Thursday, January 11, 2007

What toilet-training can teach us about spreading democracy

So, after about two and a half months of my actively trying to toilet-train my son, including two months of his being able to urinate in the toilet independently, he finally defecated independently in the potty. Granted, I still had to wipe his butt, but that's a vast improvement over wiping his butt (and possibly his legs), and washing the poop off his training underpants (and possibly his pants, socks, and shirt) before he could achieve this awesome victory.

It actually hasn't been that bad, so much as frustrating. I started out using the Toilet training in less than a day procedure, and, sure enough, by the end of the day he knew how to pull down his pants, sit on the potty, get up, pull up his pants, dump the pot of the potty into the toilet, flush the toilet, restore the pot to the potty, and wash his hands in the sink.
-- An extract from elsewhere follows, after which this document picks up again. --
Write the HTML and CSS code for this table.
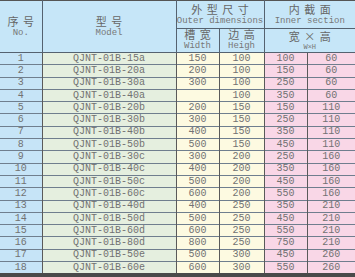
FILE: index.html
```html
<!DOCTYPE html>
<html lang="zh">
<head>
    <meta charset="UTF-8">
    <title>QJNT-01B 型号尺寸表</title>
    <link rel="stylesheet" href="styles.css">
</head>
<body>
    <table class="spec">
        <colgroup>
            <col class="c-no">
            <col class="c-model">
            <col class="c-w">
            <col class="c-h">
            <col class="c-iw">
            <col class="c-ih">
        </colgroup>
        <thead>
            <tr class="head-top">
                <th rowspan="2"><span class="zh">序 号</span><span class="en">No.</span></th>
                <th rowspan="2"><span class="zh">型 号</span><span class="en">Model</span></th>
                <th colspan="2"><span class="zh">外 型 尺 寸</span><span class="en">Outer dimensions</span></th>
                <th colspan="2"><span class="zh">内 截 面</span><span class="en">Inner section</span></th>
            </tr>
            <tr class="head-sub">
                <th><span class="zh">槽 宽</span><span class="en">Width</span></th>
                <th><span class="zh">边 高</span><span class="en">Heigh</span></th>
                <th colspan="2"><span class="zh">宽 × 高</span><span class="en small">W×H</span></th>
            </tr>
        </thead>
        <tbody id="rows"></tbody>
    </table>

    <script>
        // 序号, 型号后缀, 槽宽, 边高, 内宽, 内高
        const data = [
            ['15a', 150, 100, 100, 60],
            ['20a', 200, 100, 150, 60],
            ['30a', 300, 100, 250, 60],
            ['40a', '', 100, 350, 60],
            ['20b', 200, 150, 150, 110],
            ['30b', 300, 150, 250, 110],
            ['40b', 400, 150, 350, 110],
            ['50b', 500, 150, 450, 110],
            ['30c', 300, 200, 250, 160],
            ['40c', 400, 200, 350, 160],
            ['50c', 500, 200, 450, 160],
            ['60c', 600, 200, 550, 160],
            ['40d', 400, 250, 350, 210],
            ['50d', 500, 250, 450, 210],
            ['60d', 600, 250, 550, 210],
            ['80d', 800, 250, 750, 210],
            ['50e', 500, 300, 450, 260],
            ['60e', 600, 300, 550, 260]
        ];

        const body = document.getElementById('rows');
        body.innerHTML = data.map((r, i) => `
            <tr>
                <td class="no">${i + 1}</td>
                <td class="model">QJNT-01B-${r[0]}</td>
                <td class="outer">${r[1]}</td>
                <td class="outer">${r[2]}</td>
                <td class="inner">${r[3]}</td>
                <td class="inner">${r[4]}</td>
            </tr>`).join('');
    </script>
</body>
</html>
```

FILE: styles.css
```css
body {
    margin: 0;
    background: #fff;
}
.spec {
    width: 355px;
    table-layout: fixed;
    border-collapse: collapse;
    font-family: "Liberation Mono", "Noto Sans CJK SC", monospace;
    color: #727272;
    border-top: 1px solid #555;
    border-bottom: 4px solid #4a4a4a;
}
.c-no { width: 42px; }
.c-model { width: 134px; }
.c-w { width: 43px; }
.c-h { width: 45px; }
.c-iw { width: 43px; }
.c-ih { width: 48px; }

th {
    background: #c6e6f8;
    font-weight: normal;
    padding: 0;
    border: 1px solid #556270;
    border-top: none;
    text-align: center;
    line-height: 1;
    white-space: nowrap;
}
th:first-child { border-left: none; }
th:last-child { border-right: none; }
.head-top th { height: 27px; }
.head-sub th { height: 21px; }
.head-top th[rowspan] { padding-top: 1px; }

.zh {
    display: block;
    font-family: "Noto Sans CJK SC", sans-serif;
    font-size: 11px;
    color: #666;
    line-height: 12px;
    word-spacing: 2px;
}
.head-sub .zh { line-height: 11px; }
.en {
    display: block;
    font-size: 9px;
    line-height: 12px;
    color: #777;
}
.en.small {
    font-size: 7px;
    line-height: 8px;
    margin-top: 1px;
}

td {
    height: 11.3px;
    padding: 0;
    font-size: 10px;
    line-height: 10px;
    text-align: center;
    border-top: 1px solid #6f7e8e;
    border-left: 1px solid #5a5a5a;
    border-right: 1px solid #5a5a5a;
}
tbody tr { height: 12.3px; }
td:first-child { border-left: none; }
td:last-child { border-right: none; }
td.no { background: #c6e4f7; }
td.model { background: #e5efdf; }
td.outer { background: #fdfae1; }
td.inner { background: #f9d7e7; }
```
Problem was, he didn't feel especially motivated to actually urinate on the potty, much less defecate there. On occasion, he would actually go through the whole sitting-on-the-potty drill, and pee in his pants the moment he'd finished washing his hands.

It became clear that he didn't even want to pee in the potty. It was almost two weeks later that he actually did, but he cried and required constant encouragement (and bodily force) to stay on the toilet. Two days later, though, he suddenly got up and went to the potty, where he peed and followed the rest of the routine.

Poop, though, was the problem. It was similar to the pee: he seemed afraid to do it, and even emphatically said, "No poop in potty!" One traumatic defecation followed, then a less traumatic one, but he continued, apparently, to prefer to fill his drawers than the potty. I yelled, I pleaded, I exhorted, I cajoled; I forced him to sit on the potty, I sang songs and played with hand puppets to keep him there; I denied him candy for failing, promised him ice cream to succeed. And nothing really changed.

Then, suddenly, he got up, went to the bathroom (by now a commonplace occurence), and the next thing I heard was his triumphant announcement that he had defecated in the potty.

Sort of like democracy.

Rough segue, I know. But consider this: he was afraid to take responsibility for his own toiletting, or, more accurately, he preferred to let somebody else clean up the mess (to be sure, I'd be fine with his pooping in his pants if he cleaned himself up and did the laundry. . . .). Whatever inducements or reinforcement I offered, he had to make the decision for himself to just do it. All I could really do, in the end, was provide the example of how to use the toilet.

That's the problem with spreading democracy with military force. Democracy must include individual willingness to clean up one's own mess and not oblige others to do so, and that can originate only within a country's citizenry, not from another country. No matter what financial aid or threats of force we can offer, in the end, we can only provide the example, and hope that enough individuals'll finally make the decision to take responsibility for their governance on their own.

I guess George W. never toilet-trained his kids (but he did teach'em how to drink, apparently).